INSTRUCTION –
The lines from the top of the material below through the line containing "</style></head><body>" are to be printed exactly, with pictures omitted.
[BEGIN DATASET EXCERPT]
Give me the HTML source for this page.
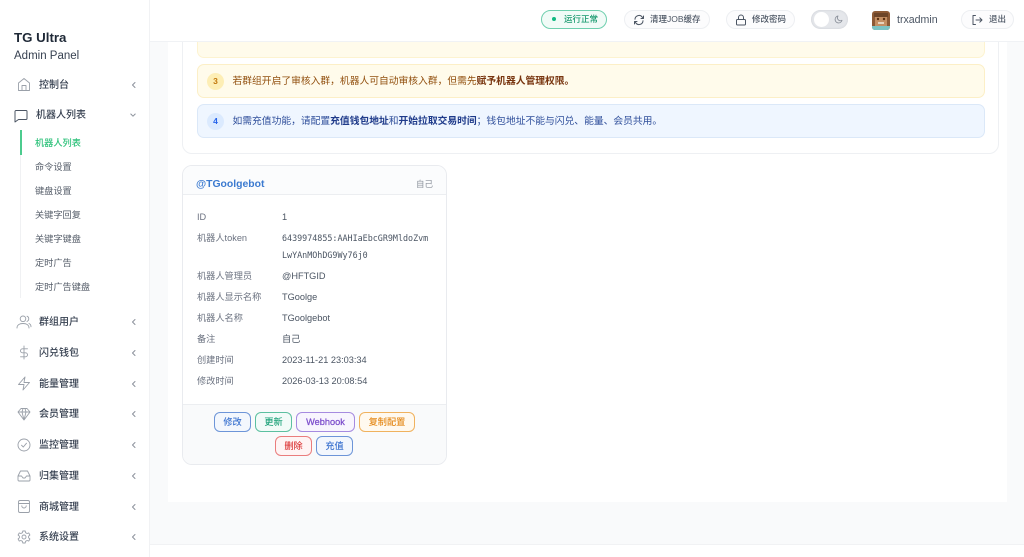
<!DOCTYPE html>
<html lang="zh"><head><meta charset="utf-8"><title>TG Ultra Admin Panel</title>
<style>
*{box-sizing:border-box}
html,body{margin:0;padding:0;width:1024px;height:557px;overflow:hidden;background:#f9fafb}
body{position:relative;font-family:"Liberation Sans","Noto Sans CJK SC",sans-serif;color:#374151;filter:blur(.3px)}
.a{position:absolute;white-space:nowrap}
svg{position:absolute;fill:none;stroke-linecap:round;stroke-linejoin:round}
.m{position:absolute;left:39px;font-size:10px;font-weight:500;color:#374151;line-height:14px;white-space:nowrap}
.s{position:absolute;left:35px;font-size:9.2px;color:#555d69;line-height:14px;white-space:nowrap}
.ch{position:absolute;left:131px;width:6px;height:8px}
.pill{position:absolute;top:10px;height:19px;border:1px solid #edeff2;border-radius:10px;background:#fcfcfd;font-size:8.5px;font-weight:500;color:#4b5563;line-height:17px;white-space:nowrap}
.k{position:absolute;left:197px;font-size:9.2px;color:#6b7280;line-height:14px;white-space:nowrap}
.v{position:absolute;left:282px;font-size:9.2px;color:#4b5563;line-height:14px;white-space:nowrap}
.t{font-family:"DejaVu Sans Mono",monospace;font-size:8.4px}
.b{position:absolute;height:20px;border-radius:6px;border:1.3px solid;font-size:9.2px;font-weight:500;line-height:18.5px;text-align:center;white-space:nowrap}
.note{position:absolute;left:197px;width:788px;height:34px;border-radius:7px;font-size:9.78px;line-height:34px;white-space:nowrap;padding-left:34.5px}
.n{position:absolute;left:9px;top:8px;width:17px;height:17px;border-radius:50%;font-size:8.5px;font-weight:700;line-height:17px;text-align:center}
</style></head><body>

<!-- main surfaces -->
<div class="a" style="left:168px;top:42px;width:839px;height:460px;background:#fff"></div>
<div class="a" style="left:182px;top:30px;width:817px;height:124px;background:#fff;border:1px solid #eef0f3;border-radius:10px"></div>
<div class="a" style="left:197px;top:30px;width:788px;height:28px;background:#fffbeb;border:1px solid #fdf3d0;border-radius:7px"></div>
<div class="a" style="left:150px;top:544px;width:874px;height:13px;background:#fff;border-top:1px solid #f1f2f4"></div>

<!-- notes -->
<div class="note" style="top:64px;background:#fffbeb;border:1px solid #fcefc7;color:#92500f">
<span class="n" style="background:#fdeeb5;color:#c2780c">3</span>若群组开启了审核入群，机器人可自动审核入群，但需先<b style="color:#78350f">赋予机器人管理权限。</b></div>
<div class="note" style="top:104px;background:#eff6ff;border:1px solid #dbe8f8;color:#2f4f9b">
<span class="n" style="background:#dbeafe;color:#2563eb">4</span>如需充值功能，请配置<b style="color:#1e3a8a">充值钱包地址</b>和<b style="color:#1e3a8a">开始拉取交易时间</b>；钱包地址不能与闪兑、能量、会员共用。</div>

<!-- header -->
<div class="a" style="left:150px;top:0;width:874px;height:42px;background:#fff;border-bottom:1px solid #f0f2f5"></div>
<div class="pill" style="left:541px;width:66px;border-color:#6fcfae;background:#f1fbf7;color:#15986c;padding-left:22px"><span class="a" style="left:10px;top:6px;width:4px;height:4px;border-radius:50%;background:#10b981"></span>运行正常</div>
<div class="pill" style="left:624px;width:86px;padding-left:25px">清理JOB缓存
<svg style="left:8px;top:3px" width="12" height="12" viewBox="0 0 12 12" stroke="#4b5563" stroke-width="1"><path d="M2 5.2A4 4 0 0 1 9.3 3.2L10.5 4.5M10.5 2v2.5H8M10 6.8A4 4 0 0 1 2.7 8.8L1.5 7.5M1.5 10V7.5H4"/></svg></div>
<div class="pill" style="left:726px;width:69px;padding-left:25px">修改密码
<svg style="left:8px;top:3px" width="12" height="12" viewBox="0 0 12 12" stroke="#4b5563" stroke-width="1"><rect x="1.5" y="5.5" width="9" height="5.5" rx="1"/><path d="M3.5 5.5V3.5a2.5 2.5 0 0 1 5 0v2"/></svg></div>
<div class="a" style="left:811px;top:10px;width:37px;height:19px;border-radius:10px;background:#e5e7eb;box-shadow:inset 0 0 2px #c9ccd2"></div>
<div class="a" style="left:814px;top:12px;width:15px;height:15px;border-radius:50%;background:#fff"></div>
<svg style="left:834px;top:15px" width="9" height="9" viewBox="0 0 9 9" stroke="#8b919b" stroke-width=".9"><path d="M4 1A3.5 3.5 0 1 0 8 5.3 3 3 0 0 1 4 1Z"/></svg>
<!-- avatar -->
<svg style="left:872px;top:11px;border-radius:3px" width="18" height="19" viewBox="0 0 18 19"><rect width="18" height="19" fill="#8d5a35"/><rect y="15" width="18" height="4" fill="#7cc4c4"/><rect x="3" y="5" width="12" height="10" fill="#c48f63"/><rect x="2" y="2" width="14" height="4" fill="#6d4528"/><circle cx="6" cy="8" r="1.2" fill="#5a3010"/><circle cx="12" cy="8" r="1.2" fill="#5a3010"/><rect x="6" y="11" width="6" height="2" fill="#e8d4bd"/></svg>
<div class="a" style="left:897px;top:13px;font-size:10.6px;font-weight:500;color:#4b5563;line-height:14px">trxadmin</div>
<div class="pill" style="left:961px;width:53px;padding-left:27px">退出
<svg style="left:9px;top:3px" width="12" height="12" viewBox="0 0 12 12" stroke="#4b5563" stroke-width="1"><path d="M4.5 1.5H2v9h2.5M5 6h6M8.8 3.8 11 6 8.8 8.2"/></svg></div>

<!-- sidebar -->
<div class="a" style="left:0;top:0;width:150px;height:557px;background:#fff;border-right:1px solid #f1f2f4"></div>
<div class="a" style="left:14px;top:29px;font-size:13.3px;font-weight:700;color:#1f2937;line-height:17px">TG Ultra</div>
<div class="a" style="left:14px;top:49px;font-size:11.5px;color:#374151;line-height:15px">Admin Panel</div>

<svg style="left:17px;top:77px" width="14" height="15" viewBox="0 0 14 15" stroke="#9aa0a9" stroke-width=".9"><path d="M1.5 6 7 1.5 12.5 6v7.500h-11ZM5 13.5V8.5h4v5"/></svg>
<div class="m" style="top:79px">控制台</div>
<svg class="ch" style="top:81px" viewBox="0 0 6 8" stroke="#8b919b"><path d="M4 1.5 1.500 4 4 6.500"/></svg>

<svg style="left:14px;top:109px" width="14" height="14" viewBox="0 0 14 14" stroke="#4b5563" stroke-width="1"><path d="M2 1.5h10a1 1 0 0 1 1 1v7a1 1 0 0 1-1 1H4.500L1 13V2.500a1 1 0 0 1 1-1Z"/></svg>
<div class="m" style="top:109px;left:36px">机器人列表</div>
<svg class="ch" style="left:130px;top:111px" viewBox="0 0 6 8" stroke="#8b919b"><path d="M.8 3 3 5.2 5.2 3"/></svg>

<div class="a" style="left:20px;top:130px;width:1px;height:168px;background:#f0f1f3"></div>
<div class="a" style="left:20px;top:130px;width:2px;height:25px;background:#4ccb8e"></div>
<div class="s" style="top:136px;color:#2fc27b;font-weight:500">机器人列表</div>
<div class="s" style="top:160px">命令设置</div>
<div class="s" style="top:184px">键盘设置</div>
<div class="s" style="top:208px">关键字回复</div>
<div class="s" style="top:232px">关键字键盘</div>
<div class="s" style="top:256px">定时广告</div>
<div class="s" style="top:280px">定时广告键盘</div>

<svg style="left:16px;top:315px" width="16" height="14" viewBox="0 0 16 14" stroke="#9aa0a9" stroke-width=".9"><circle cx="7" cy="3.8" r="2.8"/><path d="M1 13c0-3 2.5-4.500 6-4.500s6 1.500 6 4.500M11 1.200a2.800 2.800 0 0 1 0 5.200M13 8.500c1.300.6 2 1.800 2 3.200"/></svg>
<div class="m" style="top:316px">群组用户</div>
<svg class="ch" style="top:318px" viewBox="0 0 6 8" stroke="#8b919b"><path d="M4 1.5 1.500 4 4 6.500"/></svg>

<svg style="left:17px;top:345px" width="14" height="15" viewBox="0 0 14 15" stroke="#9aa0a9" stroke-width=".9"><path d="M7 1v13M10.500 3.800H5.500a2 2 0 0 0 0 4h3a2 2 0 0 1 0 4H3.500"/></svg>
<div class="m" style="top:347px">闪兑钱包</div>
<svg class="ch" style="top:349px" viewBox="0 0 6 8" stroke="#8b919b"><path d="M4 1.5 1.500 4 4 6.500"/></svg>

<svg style="left:17px;top:376px" width="14" height="15" viewBox="0 0 14 15" stroke="#9aa0a9" stroke-width=".9"><path d="M8 1 1.500 8.500H7L6 14l6.500-7.500H7Z"/></svg>
<div class="m" style="top:378px">能量管理</div>
<svg class="ch" style="top:380px" viewBox="0 0 6 8" stroke="#8b919b"><path d="M4 1.5 1.500 4 4 6.500"/></svg>

<svg style="left:17px;top:407px" width="14" height="14" viewBox="0 0 14 14" stroke="#9aa0a9" stroke-width=".9"><path d="M4 1.500h6L13 5 7 13 1 5ZM1 5h12M5 5l2 8 2-8M5 5l1-3.500M9 5 8 1.500"/></svg>
<div class="m" style="top:408px">会员管理</div>
<svg class="ch" style="top:410px" viewBox="0 0 6 8" stroke="#8b919b"><path d="M4 1.5 1.500 4 4 6.500"/></svg>

<svg style="left:17px;top:438px" width="14" height="14" viewBox="0 0 14 14" stroke="#9aa0a9" stroke-width=".9"><circle cx="7" cy="7" r="6"/><path d="M4.500 7.200 6.300 9 9.500 5.200"/></svg>
<div class="m" style="top:439px">监控管理</div>
<svg class="ch" style="top:441px" viewBox="0 0 6 8" stroke="#8b919b"><path d="M4 1.5 1.500 4 4 6.500"/></svg>

<svg style="left:17px;top:469px" width="14" height="14" viewBox="0 0 14 14" stroke="#9aa0a9" stroke-width=".9"><path d="M3.500 2h7L13 7v4a1 1 0 0 1-1 1H2a1 1 0 0 1-1-1V7ZM1 7h3.500L6 9h2l1.500-2H13"/></svg>
<div class="m" style="top:470px">归集管理</div>
<svg class="ch" style="top:472px" viewBox="0 0 6 8" stroke="#8b919b"><path d="M4 1.5 1.500 4 4 6.500"/></svg>

<svg style="left:17px;top:499px" width="14" height="15" viewBox="0 0 14 15" stroke="#9aa0a9" stroke-width=".9"><rect x="1.500" y="1.500" width="11" height="12" rx="1.500"/><path d="M1.500 4.500h11M4.800 6.800a2.200 2.200 0 0 0 4.400 0"/></svg>
<div class="m" style="top:501px">商城管理</div>
<svg class="ch" style="top:503px" viewBox="0 0 6 8" stroke="#8b919b"><path d="M4 1.5 1.500 4 4 6.500"/></svg>

<svg style="left:17px;top:530px" width="14" height="14" viewBox="0 0 14 14" stroke="#9aa0a9" stroke-width=".9"><path d="M5.800 1h2.400l.4 1.700 1.500.8 1.600-.6 1.200 2.100-1.300 1.200v1.600l1.300 1.200-1.200 2.100-1.600-.6-1.500.8L8.200 13H5.800l-.4-1.700-1.500-.8-1.600.6-1.200-2.100 1.300-1.200V6.200L1.100 5l1.200-2.100 1.600.6 1.500-.8Z"/><circle cx="7" cy="7" r="2"/></svg>
<div class="m" style="top:531px">系统设置</div>
<svg class="ch" style="top:533px" viewBox="0 0 6 8" stroke="#8b919b"><path d="M4 1.5 1.500 4 4 6.500"/></svg>

<!-- bot card -->
<div class="a" style="left:182px;top:165px;width:265px;height:300px;background:#fff;border:1px solid #e9ebef;border-radius:10px;overflow:hidden">
 <div class="a" style="left:0;top:0;width:263px;height:29px;background:#fbfcfd;border-bottom:1px solid #eceef1"></div>
 <div class="a" style="left:0;top:238px;width:263px;height:60px;background:#f9fafb;border-top:1px solid #eceef1"></div>
</div>
<div class="a" style="left:196px;top:178px;font-size:10.4px;font-weight:700;color:#3b7ad0;line-height:14px">@TGoolgebot</div>
<div class="a" style="left:416px;top:177px;font-size:8.5px;color:#8b919b;line-height:14px">自己</div>

<div class="k" style="top:210px">ID</div><div class="v" style="top:210px">1</div>
<div class="k" style="top:231px">机器人token</div>
<div class="v t" style="top:231px">6439974855:AAHIaEbcGR9MldoZvm</div>
<div class="v t" style="top:248px">LwYAnMOhDG9Wy76j0</div>
<div class="k" style="top:269px">机器人管理员</div><div class="v" style="top:269px">@HFTGID</div>
<div class="k" style="top:290px">机器人显示名称</div><div class="v" style="top:290px">TGoolge</div>
<div class="k" style="top:311px">机器人名称</div><div class="v" style="top:311px">TGoolgebot</div>
<div class="k" style="top:332px">备注</div><div class="v" style="top:332px">自己</div>
<div class="k" style="top:353px">创建时间</div><div class="v" style="top:353px">2023-11-21 23:03:34</div>
<div class="k" style="top:374px">修改时间</div><div class="v" style="top:374px">2026-03-13 20:08:54</div>

<div class="b" style="left:214px;top:412px;width:37px;border-color:#6d95d8;background:#f3f7fd;color:#3a72cf">修改</div>
<div class="b" style="left:255px;top:412px;width:37px;border-color:#5cc0a0;background:#f2fbf8;color:#1fa37a">更新</div>
<div class="b" style="left:296px;top:412px;width:59px;border-color:#a68be0;background:#f8f5fe;color:#7c4dcc;-webkit-text-stroke:.25px #7c4dcc">Webhook</div>
<div class="b" style="left:359px;top:412px;width:56px;border-color:#f0b25e;background:#fff9ef;color:#e58a1a">复制配置</div>
<div class="b" style="left:275px;top:436px;width:37px;border-color:#ea7d7d;background:#fef4f4;color:#dc3838">删除</div>
<div class="b" style="left:316px;top:436px;width:37px;border-color:#6d95d8;background:#f3f7fd;color:#3a72cf">充值</div>

</body></html>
[END DATASET EXCERPT]
THE OUTPUT –
Give me the HTML source for this page.
<!DOCTYPE html>
<html lang="zh"><head><meta charset="utf-8"><title>TG Ultra Admin Panel</title>
<style>
*{box-sizing:border-box}
html,body{margin:0;padding:0;width:1024px;height:557px;overflow:hidden;background:#f9fafb}
body{position:relative;font-family:"Liberation Sans","Noto Sans CJK SC",sans-serif;color:#374151;filter:blur(.3px)}
.a{position:absolute;white-space:nowrap}
svg{position:absolute;fill:none;stroke-linecap:round;stroke-linejoin:round}
.m{position:absolute;left:39px;font-size:10px;font-weight:500;color:#374151;line-height:14px;white-space:nowrap}
.s{position:absolute;left:35px;font-size:9.2px;color:#555d69;line-height:14px;white-space:nowrap}
.ch{position:absolute;left:131px;width:6px;height:8px}
.pill{position:absolute;top:10px;height:19px;border:1px solid #edeff2;border-radius:10px;background:#fcfcfd;font-size:8.5px;font-weight:500;color:#4b5563;line-height:17px;white-space:nowrap}
.k{position:absolute;left:197px;font-size:9.2px;color:#6b7280;line-height:14px;white-space:nowrap}
.v{position:absolute;left:282px;font-size:9.2px;color:#4b5563;line-height:14px;white-space:nowrap}
.t{font-family:"DejaVu Sans Mono",monospace;font-size:8.4px}
.b{position:absolute;height:20px;border-radius:6px;border:1.3px solid;font-size:9.2px;font-weight:500;line-height:18.5px;text-align:center;white-space:nowrap}
.note{position:absolute;left:197px;width:788px;height:34px;border-radius:7px;font-size:9.78px;line-height:34px;white-space:nowrap;padding-left:34.5px}
.n{position:absolute;left:9px;top:8px;width:17px;height:17px;border-radius:50%;font-size:8.5px;font-weight:700;line-height:17px;text-align:center}
</style></head><body>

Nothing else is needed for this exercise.